Monday, December 21, 2009

Dollar Trades Near Three-Month High on U.S. Economy Optimism

Dec. 21 (Bloomberg) -- The dollar traded near a three-month high against the euro as signs that the world’s largest economy is gaining traction and lingering credit concerns in Europe buoyed demand for the greenback.

The U.S. currency may extend its biggest weekly rally since June against its major counterparts before reports this week forecast to show increasing sales of existing homes and new homes in the U.S. The 16-nation euro dropped for a fourth day against the Swiss franc after the European Central Bank raised its estimate for writedowns in nations using the single currency by 13 percent.

“Further improvement of the U.S. economic data may give an impetus to buy the dollar,” said Toshiya Yamauchi, manager of foreign-exchange margin trading at Ueda Harlow Ltd. in Tokyo. “The sustained recovery may enhance views that the Federal Reserve may bring forward an exit from stimulus measures.”

The dollar traded at $1.4324 per euro as of 8:47 a.m. in Tokyo from $1.4338 in New York on Dec. 18 when it hit 1.4262, the strongest level since Sept. 4. The yen was at 129.56 per euro from 129.75 last week. The U.S. currency was at 90.45 yen from 90.49 yen in New York. The euro fell to 1.4901 Swiss francs from 1.4950 last week.

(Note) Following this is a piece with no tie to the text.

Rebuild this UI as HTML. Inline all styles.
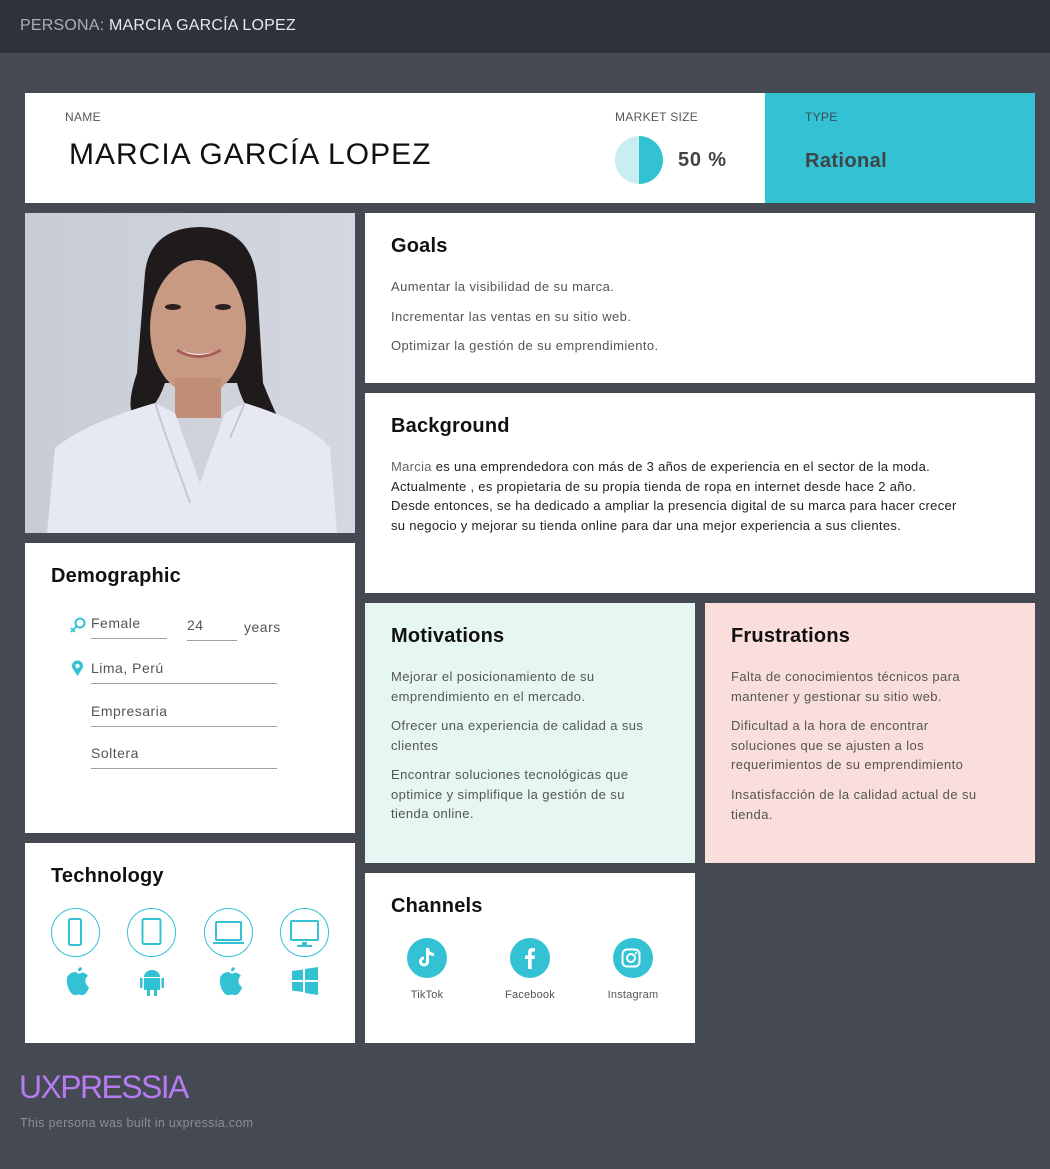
<!DOCTYPE html>
<html><head><meta charset="utf-8">
<style>
*{margin:0;padding:0;box-sizing:border-box}
body{width:1050px;height:1169px;background:#454951;font-family:"Liberation Sans",sans-serif;position:relative;overflow:hidden;color:#333}
.abs{position:absolute}
.card{position:absolute;background:#fff}
h2{position:absolute;font-size:20px;font-weight:bold;color:#111;letter-spacing:0.2px}
.p{position:absolute;font-size:13px;color:#555;letter-spacing:0.4px;line-height:19.6px}
.lbl{position:absolute;font-size:12px;color:#555;letter-spacing:0.3px}
.field{position:absolute;font-size:14px;color:#555;letter-spacing:0.5px;border-bottom:1px solid #9aa3ad;height:24px}
.circ{position:absolute;width:49px;height:49px;border:1px solid #33c1d4;border-radius:50%}
.soc{position:absolute;width:40px;height:40px;border-radius:50%;background:#33c1d4}
.sl{position:absolute;font-size:11px;color:#555;width:80px;text-align:center;letter-spacing:0.2px}
</style></head><body>
<div class="abs" style="left:0;top:0;width:1050px;height:53px;background:#2f323a"></div>
<div class="abs" style="left:20px;top:17px;font-size:16px;color:#aab0b8;letter-spacing:0.2px">PERSONA: <span style="color:#e6e8ea">MARCIA GARCÍA LOPEZ</span></div>

<div class="card" style="left:25px;top:93px;width:740px;height:110px"></div>
<div class="lbl" style="left:65px;top:110px">NAME</div>
<div class="abs" style="left:69px;top:138px;font-size:30px;color:#111;letter-spacing:1px">MARCIA GARCÍA LOPEZ</div>
<div class="lbl" style="left:615px;top:110px">MARKET SIZE</div>
<div class="abs" style="left:615px;top:136px;width:48px;height:48px;border-radius:50%;background:linear-gradient(90deg,#c9eef2 50%,#33c1d4 50%)"></div>
<div class="abs" style="left:678px;top:149px;font-size:20px;font-weight:bold;color:#444;letter-spacing:0.8px">50 %</div>
<div class="abs" style="left:765px;top:93px;width:270px;height:110px;background:#33c1d4"></div>
<div class="lbl" style="left:805px;top:110px;color:#3b4a50">TYPE</div>
<div class="abs" style="left:805px;top:150px;font-size:20px;font-weight:bold;color:#3f4347;letter-spacing:0.4px">Rational</div>

<svg class="abs" style="left:25px;top:213px" width="330" height="320" viewBox="0 0 330 320">
<defs><linearGradient id="bg" x1="0" x2="1"><stop offset="0" stop-color="#c8ccd6"/><stop offset="1" stop-color="#d4d7df"/></linearGradient></defs>
<rect width="330" height="320" fill="url(#bg)"/>
<path d="M120 60 Q125 15 175 14 Q228 15 232 70 L238 170 Q250 200 258 215 L240 215 Q220 200 212 170 L140 170 Q130 200 110 205 Q100 195 112 160 Z" fill="#1f1a1c"/>
<ellipse cx="173" cy="115" rx="48" ry="68" fill="#c99a83"/>
<rect x="150" y="165" width="46" height="40" fill="#c08d77"/>
<path d="M150 135 Q173 150 198 135 Q175 147 150 135" fill="#fff"/>
<path d="M152 137 Q173 150 196 137" stroke="#a85c55" stroke-width="3" fill="none"/>
<ellipse cx="148" cy="94" rx="8" ry="3" fill="#2b1e1c"/><ellipse cx="198" cy="94" rx="8" ry="3" fill="#2b1e1c"/>
<path d="M22 320 L30 235 Q60 210 130 190 L150 200 L175 270 L200 200 L220 190 Q285 210 305 235 L312 320 Z" fill="#e6e8f2"/>
<path d="M130 190 L140 220 L165 290 M220 190 L205 225" stroke="#c5c9d8" stroke-width="2" fill="none"/>
</svg>

<div class="card" style="left:25px;top:543px;width:330px;height:290px"></div>
<h2 style="left:51px;top:565px">Demographic</h2>
<svg class="abs" style="left:69px;top:617px" width="18" height="16" viewBox="0 0 18 16"><circle cx="11" cy="6" r="4.5" fill="none" stroke="#33c1d4" stroke-width="2"/><path d="M7.5 9.5 L2 15 M2 11 L6 15" stroke="#33c1d4" stroke-width="1.8"/></svg>
<div class="field" style="left:91px;top:615px;width:76px">Female</div>
<div class="field" style="left:187px;top:617px;width:50px">24</div>
<div class="abs" style="left:244px;top:619px;font-size:14px;color:#555;letter-spacing:0.5px">years</div>
<svg class="abs" style="left:71px;top:660px" width="13" height="17" viewBox="0 0 13 17"><path d="M6.5 16 L2 9 A5.5 5.5 0 1 1 11 9 Z" fill="#33c1d4"/><circle cx="6.5" cy="6" r="2.2" fill="#fff"/></svg>
<div class="field" style="left:91px;top:660px;width:186px">Lima, Perú</div>
<div class="field" style="left:91px;top:703px;width:186px">Empresaria</div>
<div class="field" style="left:91px;top:745px;width:186px">Soltera</div>

<div class="card" style="left:25px;top:843px;width:330px;height:200px"></div>
<h2 style="left:51px;top:865px">Technology</h2>
<div class="circ" style="left:51px;top:908px"></div>
<div class="circ" style="left:127px;top:908px"></div>
<div class="circ" style="left:204px;top:908px"></div>
<div class="circ" style="left:280px;top:908px"></div>
<svg class="abs" style="left:25px;top:900px" width="330" height="110" viewBox="0 0 330 110">
<g fill="none" stroke="#33c1d4" stroke-width="2">
<rect x="44" y="19" width="12" height="26" rx="1.5"/>
<rect x="117.5" y="19" width="18" height="25" rx="1.5"/>
<rect x="191" y="22" width="25" height="18" rx="1"/>
<rect x="266" y="21" width="27" height="19" rx="1"/>
</g>
<path d="M188 42 H219 V44 H188 Z M277 42 H282 V45 H287 V47 H272 V45 H277 Z" fill="#33c1d4"/>
<path d="M51 72 C44 72 41 77 42 83 C43 90 47 96 51 95 C53 95 54 94 56 95 C60 96 63 91 64 87 C60 85 59 78 63 76 C61 73 58 72 56 73 C54 74 53 74 51 72 Z M53 71 C53 68 55 66 57 68 C57 70 55 72 53 71 Z" fill="#33c1d4"/>
<path d="M204 72 C197 72 194 77 195 83 C196 90 200 96 204 95 C206 95 207 94 209 95 C213 96 216 91 217 87 C213 85 212 78 216 76 C214 73 211 72 209 73 C207 74 206 74 204 72 Z M206 71 C206 68 208 66 210 68 C210 70 208 72 206 71 Z" fill="#33c1d4"/>
<path d="M119 77 A8 7 0 0 1 135 77 Z M119 78 H135 V90 H119 Z M115 78 H117.5 V88 H115 Z M136.5 78 H139 V88 H136.5 Z M122 90 H125 V96 H122 Z M129 90 H132 V96 H129 Z" fill="#33c1d4"/>
<path d="M267 71 L278 69.5 V80 H267 Z M280 69 L293 67 V80 H280 Z M267 82 H278 V92 L267 90.5 Z M280 82 H293 V95 L280 93 Z" fill="#33c1d4"/>
</svg>

<div class="card" style="left:365px;top:213px;width:670px;height:170px"></div>
<h2 style="left:391px;top:235px">Goals</h2>
<div class="p" style="left:391px;top:277px">Aumentar la visibilidad de su marca.</div>
<div class="p" style="left:391px;top:307px">Incrementar las ventas en su sitio web.</div>
<div class="p" style="left:391px;top:336px">Optimizar la gestión de su emprendimiento.</div>

<div class="card" style="left:365px;top:393px;width:670px;height:200px"></div>
<h2 style="left:391px;top:415px">Background</h2>
<div class="p" style="left:391px;top:457px;width:640px;white-space:nowrap;color:#222;letter-spacing:0.3px"><span style="color:#666">Marcia</span> es una emprendedora con más de 3 años de experiencia en el sector de la moda.<br>Actualmente , es propietaria de su propia tienda de ropa en internet desde hace 2 año.<br>Desde entonces, se ha dedicado a ampliar la presencia digital de su marca para hacer crecer<br>su negocio y mejorar su tienda online para dar una mejor experiencia a sus clientes.</div>

<div class="abs" style="left:365px;top:603px;width:330px;height:260px;background:#e5f6f3"></div>
<h2 style="left:391px;top:625px">Motivations</h2>
<div class="p" style="left:391px;top:667px;width:285px">Mejorar el posicionamiento de su<br>emprendimiento en el mercado.</div>
<div class="p" style="left:391px;top:716px;width:285px">Ofrecer una experiencia de calidad a sus<br>clientes</div>
<div class="p" style="left:391px;top:765px;width:285px">Encontrar soluciones tecnológicas que<br>optimice y simplifique la gestión de su<br>tienda online.</div>

<div class="abs" style="left:705px;top:603px;width:330px;height:260px;background:#f9dedb"></div>
<h2 style="left:731px;top:625px">Frustrations</h2>
<div class="p" style="left:731px;top:667px;width:290px">Falta de conocimientos técnicos para<br>mantener y gestionar su sitio web.</div>
<div class="p" style="left:731px;top:716px;width:290px">Dificultad a la hora de encontrar<br>soluciones que se ajusten a los<br>requerimientos de su emprendimiento</div>
<div class="p" style="left:731px;top:785px;width:290px">Insatisfacción de la calidad actual de su<br>tienda.</div>

<div class="card" style="left:365px;top:873px;width:330px;height:170px"></div>
<h2 style="left:391px;top:895px">Channels</h2>
<div class="soc" style="left:407px;top:938px"></div>
<div class="soc" style="left:510px;top:938px"></div>
<div class="soc" style="left:613px;top:938px"></div>
<svg class="abs" style="left:407px;top:938px" width="246" height="40" viewBox="0 0 246 40">
<path d="M19 10 H22 C22 13 24 15 27 15 V18 C25 18 23.5 17.5 22 16.5 V23.5 A5 5 0 1 1 17 18.5 V21.5 A2 2 0 1 0 19 23.5 Z" fill="#fff"/>
<path d="M121 31 V21 H118 V17.5 H121 V14.5 C121 11.5 122.5 10 125.5 10 H128 V13.5 H126.3 C125 13.5 124.7 14 124.7 15 V17.5 H128 L127.5 21 H124.7 V31 Z" fill="#fff"/>
<rect x="215.5" y="11.5" width="17" height="17" rx="4.5" fill="none" stroke="#fff" stroke-width="2"/>
<circle cx="224" cy="20" r="4" fill="none" stroke="#fff" stroke-width="2"/>
<circle cx="229" cy="15" r="1.2" fill="#fff"/>
</svg>
<div class="sl" style="left:387px;top:989px">TikTok</div>
<div class="sl" style="left:490px;top:989px">Facebook</div>
<div class="sl" style="left:593px;top:989px">Instagram</div>

<div class="abs" style="left:19px;top:1069px;font-size:32px;color:#b57bf0;letter-spacing:-1.6px">UXPRESSIA</div>
<div class="abs" style="left:20px;top:1116px;font-size:12.5px;color:#8a8f97;letter-spacing:0.3px">This persona was built in uxpressia.com</div>
</body></html>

The National Association of Realtors will report Dec. 22 that purchases of existing homes rose 2.5 percent in November to an annual pace of 6.25 million, the highest level since February 2007, according to a Bloomberg News survey of economists. The Commerce Department on Dec. 23 will report sales of new homes rose 1.9 percent to a 438,000 annual pace last month, the fastest since August 2008, according to a separate survey.

Futures Positions

Futures traders increased their bets that the euro will decline against the U.S. dollar, figures from the Washington- based Commodity Futures Trading Commission show.

The difference in the number of wagers by hedge funds and other large speculators on a decline in the euro compared with those on a gain -- so-called net shorts -- was 16,448 on Dec. 15, compared with net shorts of 511 a week earlier.

The Dollar Index, which the ICE futures exchange uses to track the greenback against the euro, yen, pound, franc, Canadian dollar and Swedish krona, rose 1.6 percent to 77.821 last week, the biggest rally since the five days ended June 5. The index touched 78.141 on Dec. 18, the highest level since Sept. 4.

The gauge of the dollar has appreciated 4 percent from this year’s weakest level reached on Nov. 26 as government figures showed the U.S. unemployment rate fell last month to 10 percent and retail sales rose more than forecast.

Before a U.S. payrolls report on Dec. 4, the greenback had fallen 20 percent from the 2009 peak reached in March as evidence of a global economic rebound spurred investors to buy higher-yielding assets funded with dollars.

Credit Worries

The euro weakened versus the dollar last week as the European Central Bank said lenders may have to write down an additional 187 billion euros ($268 billion) as loans to property companies and eastern European nations threaten the financial recovery.

Greece’s credit rating was cut by Standard & Poor’s, and the company said it may take further action unless Prime Minister George Papandreou tackles the European Union’s largest budget deficit.

Greek Finance Minister George Papaconstantinou said he doesn’t rule out Moody’s Investors Service cutting the country’s credit rating, El Pais reported.

“It is possible we have a downgrade from Moody’s,” Papaconstantinou said in the interview with the Madrid-based newspaper. “I don’t exclude it.”

The euro dropped last week against the Switzerland currency as the Swiss National Bank refrained from selling the currency, pushing it beyond 1.50 for the first time since a rally in March that led to an intervention.

The central bank changed its language on currency purchases this month, saying it will act to counter “any excessive” moves in the franc against the euro. At its September assessment, the bank said it would “continue to act decisively” to prevent “any” appreciation.

The franc tumbled 3.3 percent against the euro on March 12, the largest drop since the common currency debuted in 1999, when the Swiss National Bank intervened to prevent a strengthening currency from undermining the economy.

Nicolas Haymoz, a spokesman for the Swiss National Bank in Zurich, said “we don’t comment on movements in the Swiss franc.”